____ SUPPLIED INFORMATION

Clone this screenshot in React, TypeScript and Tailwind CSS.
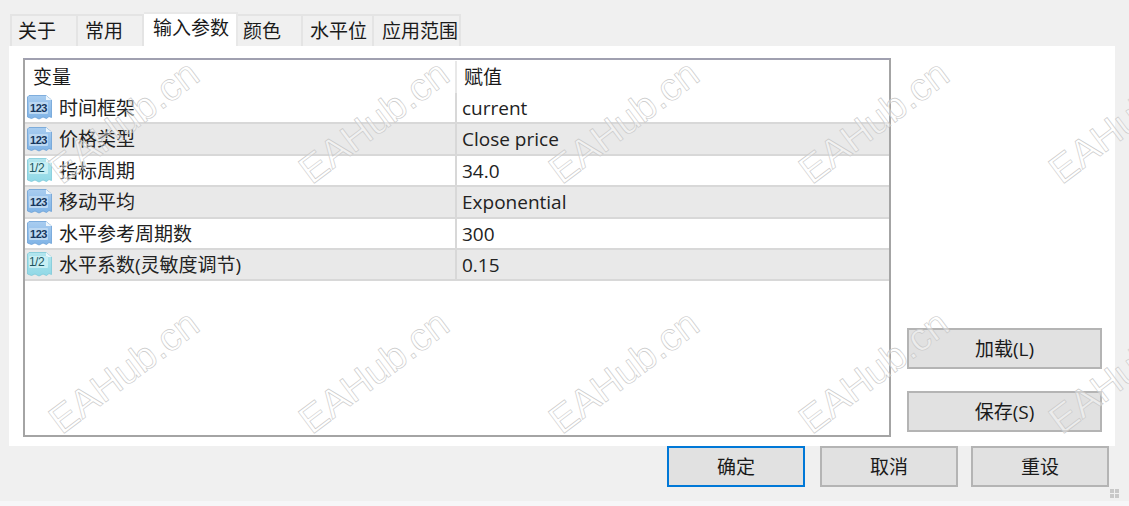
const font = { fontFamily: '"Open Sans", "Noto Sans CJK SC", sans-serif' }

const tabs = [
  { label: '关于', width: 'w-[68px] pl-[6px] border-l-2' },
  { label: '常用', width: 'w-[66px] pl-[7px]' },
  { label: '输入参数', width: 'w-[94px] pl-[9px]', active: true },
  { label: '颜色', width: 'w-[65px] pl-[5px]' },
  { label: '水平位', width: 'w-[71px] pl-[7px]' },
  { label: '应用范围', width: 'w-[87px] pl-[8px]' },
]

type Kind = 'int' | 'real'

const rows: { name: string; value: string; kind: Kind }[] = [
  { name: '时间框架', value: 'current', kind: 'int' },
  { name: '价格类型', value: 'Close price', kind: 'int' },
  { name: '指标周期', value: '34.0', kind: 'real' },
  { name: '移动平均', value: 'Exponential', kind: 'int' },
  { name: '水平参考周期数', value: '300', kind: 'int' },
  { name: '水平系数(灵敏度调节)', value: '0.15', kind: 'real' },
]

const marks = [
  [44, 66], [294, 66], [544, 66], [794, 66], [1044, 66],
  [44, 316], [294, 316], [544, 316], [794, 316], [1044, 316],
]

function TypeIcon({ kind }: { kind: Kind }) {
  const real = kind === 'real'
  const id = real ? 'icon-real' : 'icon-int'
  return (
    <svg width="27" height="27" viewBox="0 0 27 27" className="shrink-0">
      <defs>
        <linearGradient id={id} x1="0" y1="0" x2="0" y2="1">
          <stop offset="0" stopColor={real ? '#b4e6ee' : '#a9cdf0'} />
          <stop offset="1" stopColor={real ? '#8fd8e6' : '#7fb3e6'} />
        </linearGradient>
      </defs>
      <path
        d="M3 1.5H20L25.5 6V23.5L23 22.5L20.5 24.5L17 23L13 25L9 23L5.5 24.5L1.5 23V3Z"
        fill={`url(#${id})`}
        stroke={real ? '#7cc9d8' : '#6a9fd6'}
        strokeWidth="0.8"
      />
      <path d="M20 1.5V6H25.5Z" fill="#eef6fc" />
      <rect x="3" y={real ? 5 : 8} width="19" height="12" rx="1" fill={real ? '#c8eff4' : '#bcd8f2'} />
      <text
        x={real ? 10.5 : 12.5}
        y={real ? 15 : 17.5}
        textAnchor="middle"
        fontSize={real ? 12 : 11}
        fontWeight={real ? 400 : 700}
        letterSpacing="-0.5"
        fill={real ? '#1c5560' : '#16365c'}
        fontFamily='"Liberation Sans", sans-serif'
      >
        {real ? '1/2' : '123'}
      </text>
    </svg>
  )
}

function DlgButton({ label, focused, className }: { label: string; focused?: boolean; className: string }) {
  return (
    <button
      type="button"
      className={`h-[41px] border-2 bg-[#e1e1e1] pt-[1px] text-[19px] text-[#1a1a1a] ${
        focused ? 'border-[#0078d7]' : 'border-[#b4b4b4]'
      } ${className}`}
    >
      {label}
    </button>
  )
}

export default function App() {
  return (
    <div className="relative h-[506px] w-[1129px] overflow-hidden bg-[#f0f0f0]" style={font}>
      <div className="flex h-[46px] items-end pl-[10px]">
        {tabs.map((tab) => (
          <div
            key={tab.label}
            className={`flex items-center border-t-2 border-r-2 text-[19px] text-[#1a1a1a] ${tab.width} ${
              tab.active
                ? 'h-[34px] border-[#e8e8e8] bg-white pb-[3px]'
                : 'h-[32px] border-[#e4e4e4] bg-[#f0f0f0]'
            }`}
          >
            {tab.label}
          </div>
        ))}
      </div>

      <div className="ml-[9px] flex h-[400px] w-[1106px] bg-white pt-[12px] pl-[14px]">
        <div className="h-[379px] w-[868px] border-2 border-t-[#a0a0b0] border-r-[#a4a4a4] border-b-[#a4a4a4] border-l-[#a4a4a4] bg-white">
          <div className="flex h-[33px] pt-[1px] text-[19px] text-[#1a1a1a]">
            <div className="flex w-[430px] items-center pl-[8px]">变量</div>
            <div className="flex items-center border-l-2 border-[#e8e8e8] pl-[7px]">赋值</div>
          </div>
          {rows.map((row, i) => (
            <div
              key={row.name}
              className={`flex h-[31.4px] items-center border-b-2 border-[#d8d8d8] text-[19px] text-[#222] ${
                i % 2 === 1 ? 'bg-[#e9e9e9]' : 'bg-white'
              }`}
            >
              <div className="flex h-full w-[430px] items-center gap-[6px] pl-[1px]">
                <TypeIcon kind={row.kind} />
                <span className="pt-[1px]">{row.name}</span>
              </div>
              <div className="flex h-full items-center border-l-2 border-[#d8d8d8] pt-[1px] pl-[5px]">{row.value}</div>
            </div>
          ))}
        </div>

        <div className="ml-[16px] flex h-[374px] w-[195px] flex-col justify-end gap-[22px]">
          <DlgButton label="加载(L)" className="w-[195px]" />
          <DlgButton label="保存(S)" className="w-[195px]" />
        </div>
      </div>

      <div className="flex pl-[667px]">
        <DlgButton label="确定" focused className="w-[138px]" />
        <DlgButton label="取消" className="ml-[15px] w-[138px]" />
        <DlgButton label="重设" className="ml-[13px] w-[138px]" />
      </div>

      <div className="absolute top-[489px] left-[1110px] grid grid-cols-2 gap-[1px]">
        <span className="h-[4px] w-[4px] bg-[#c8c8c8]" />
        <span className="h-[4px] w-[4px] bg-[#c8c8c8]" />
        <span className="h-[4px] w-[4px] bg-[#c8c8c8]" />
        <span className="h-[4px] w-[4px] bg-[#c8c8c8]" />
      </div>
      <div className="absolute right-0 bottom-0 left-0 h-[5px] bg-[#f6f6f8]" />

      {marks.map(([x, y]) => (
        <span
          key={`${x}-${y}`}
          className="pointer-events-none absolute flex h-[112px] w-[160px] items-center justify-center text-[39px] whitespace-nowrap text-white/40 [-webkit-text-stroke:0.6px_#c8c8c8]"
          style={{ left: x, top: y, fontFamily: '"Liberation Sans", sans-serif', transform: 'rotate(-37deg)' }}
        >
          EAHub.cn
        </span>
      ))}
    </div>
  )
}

________

WORK TO DO: Quote every line word for word and keep the images out of the copy.

RESPONSE TO THE EXERCISE:
Clone this screenshot in React, TypeScript and Tailwind CSS.
const font = { fontFamily: '"Open Sans", "Noto Sans CJK SC", sans-serif' }

const tabs = [
  { label: '关于', width: 'w-[68px] pl-[6px] border-l-2' },
  { label: '常用', width: 'w-[66px] pl-[7px]' },
  { label: '输入参数', width: 'w-[94px] pl-[9px]', active: true },
  { label: '颜色', width: 'w-[65px] pl-[5px]' },
  { label: '水平位', width: 'w-[71px] pl-[7px]' },
  { label: '应用范围', width: 'w-[87px] pl-[8px]' },
]

type Kind = 'int' | 'real'

const rows: { name: string; value: string; kind: Kind }[] = [
  { name: '时间框架', value: 'current', kind: 'int' },
  { name: '价格类型', value: 'Close price', kind: 'int' },
  { name: '指标周期', value: '34.0', kind: 'real' },
  { name: '移动平均', value: 'Exponential', kind: 'int' },
  { name: '水平参考周期数', value: '300', kind: 'int' },
  { name: '水平系数(灵敏度调节)', value: '0.15', kind: 'real' },
]

const marks = [
  [44, 66], [294, 66], [544, 66], [794, 66], [1044, 66],
  [44, 316], [294, 316], [544, 316], [794, 316], [1044, 316],
]

function TypeIcon({ kind }: { kind: Kind }) {
  const real = kind === 'real'
  const id = real ? 'icon-real' : 'icon-int'
  return (
    <svg width="27" height="27" viewBox="0 0 27 27" className="shrink-0">
      <defs>
        <linearGradient id={id} x1="0" y1="0" x2="0" y2="1">
          <stop offset="0" stopColor={real ? '#b4e6ee' : '#a9cdf0'} />
          <stop offset="1" stopColor={real ? '#8fd8e6' : '#7fb3e6'} />
        </linearGradient>
      </defs>
      <path
        d="M3 1.5H20L25.5 6V23.5L23 22.5L20.5 24.5L17 23L13 25L9 23L5.5 24.5L1.5 23V3Z"
        fill={`url(#${id})`}
        stroke={real ? '#7cc9d8' : '#6a9fd6'}
        strokeWidth="0.8"
      />
      <path d="M20 1.5V6H25.5Z" fill="#eef6fc" />
      <rect x="3" y={real ? 5 : 8} width="19" height="12" rx="1" fill={real ? '#c8eff4' : '#bcd8f2'} />
      <text
        x={real ? 10.5 : 12.5}
        y={real ? 15 : 17.5}
        textAnchor="middle"
        fontSize={real ? 12 : 11}
        fontWeight={real ? 400 : 700}
        letterSpacing="-0.5"
        fill={real ? '#1c5560' : '#16365c'}
        fontFamily='"Liberation Sans", sans-serif'
      >
        {real ? '1/2' : '123'}
      </text>
    </svg>
  )
}

function DlgButton({ label, focused, className }: { label: string; focused?: boolean; className: string }) {
  return (
    <button
      type="button"
      className={`h-[41px] border-2 bg-[#e1e1e1] pt-[1px] text-[19px] text-[#1a1a1a] ${
        focused ? 'border-[#0078d7]' : 'border-[#b4b4b4]'
      } ${className}`}
    >
      {label}
    </button>
  )
}

export default function App() {
  return (
    <div className="relative h-[506px] w-[1129px] overflow-hidden bg-[#f0f0f0]" style={font}>
      <div className="flex h-[46px] items-end pl-[10px]">
        {tabs.map((tab) => (
          <div
            key={tab.label}
            className={`flex items-center border-t-2 border-r-2 text-[19px] text-[#1a1a1a] ${tab.width} ${
              tab.active
                ? 'h-[34px] border-[#e8e8e8] bg-white pb-[3px]'
                : 'h-[32px] border-[#e4e4e4] bg-[#f0f0f0]'
            }`}
          >
            {tab.label}
          </div>
        ))}
      </div>

      <div className="ml-[9px] flex h-[400px] w-[1106px] bg-white pt-[12px] pl-[14px]">
        <div className="h-[379px] w-[868px] border-2 border-t-[#a0a0b0] border-r-[#a4a4a4] border-b-[#a4a4a4] border-l-[#a4a4a4] bg-white">
          <div className="flex h-[33px] pt-[1px] text-[19px] text-[#1a1a1a]">
            <div className="flex w-[430px] items-center pl-[8px]">变量</div>
            <div className="flex items-center border-l-2 border-[#e8e8e8] pl-[7px]">赋值</div>
          </div>
          {rows.map((row, i) => (
            <div
              key={row.name}
              className={`flex h-[31.4px] items-center border-b-2 border-[#d8d8d8] text-[19px] text-[#222] ${
                i % 2 === 1 ? 'bg-[#e9e9e9]' : 'bg-white'
              }`}
            >
              <div className="flex h-full w-[430px] items-center gap-[6px] pl-[1px]">
                <TypeIcon kind={row.kind} />
                <span className="pt-[1px]">{row.name}</span>
              </div>
              <div className="flex h-full items-center border-l-2 border-[#d8d8d8] pt-[1px] pl-[5px]">{row.value}</div>
            </div>
          ))}
        </div>

        <div className="ml-[16px] flex h-[374px] w-[195px] flex-col justify-end gap-[22px]">
          <DlgButton label="加载(L)" className="w-[195px]" />
          <DlgButton label="保存(S)" className="w-[195px]" />
        </div>
      </div>

      <div className="flex pl-[667px]">
        <DlgButton label="确定" focused className="w-[138px]" />
        <DlgButton label="取消" className="ml-[15px] w-[138px]" />
        <DlgButton label="重设" className="ml-[13px] w-[138px]" />
      </div>

      <div className="absolute top-[489px] left-[1110px] grid grid-cols-2 gap-[1px]">
        <span className="h-[4px] w-[4px] bg-[#c8c8c8]" />
        <span className="h-[4px] w-[4px] bg-[#c8c8c8]" />
        <span className="h-[4px] w-[4px] bg-[#c8c8c8]" />
        <span className="h-[4px] w-[4px] bg-[#c8c8c8]" />
      </div>
      <div className="absolute right-0 bottom-0 left-0 h-[5px] bg-[#f6f6f8]" />

      {marks.map(([x, y]) => (
        <span
          key={`${x}-${y}`}
          className="pointer-events-none absolute flex h-[112px] w-[160px] items-center justify-center text-[39px] whitespace-nowrap text-white/40 [-webkit-text-stroke:0.6px_#c8c8c8]"
          style={{ left: x, top: y, fontFamily: '"Liberation Sans", sans-serif', transform: 'rotate(-37deg)' }}
        >
          EAHub.cn
        </span>
      ))}
    </div>
  )
}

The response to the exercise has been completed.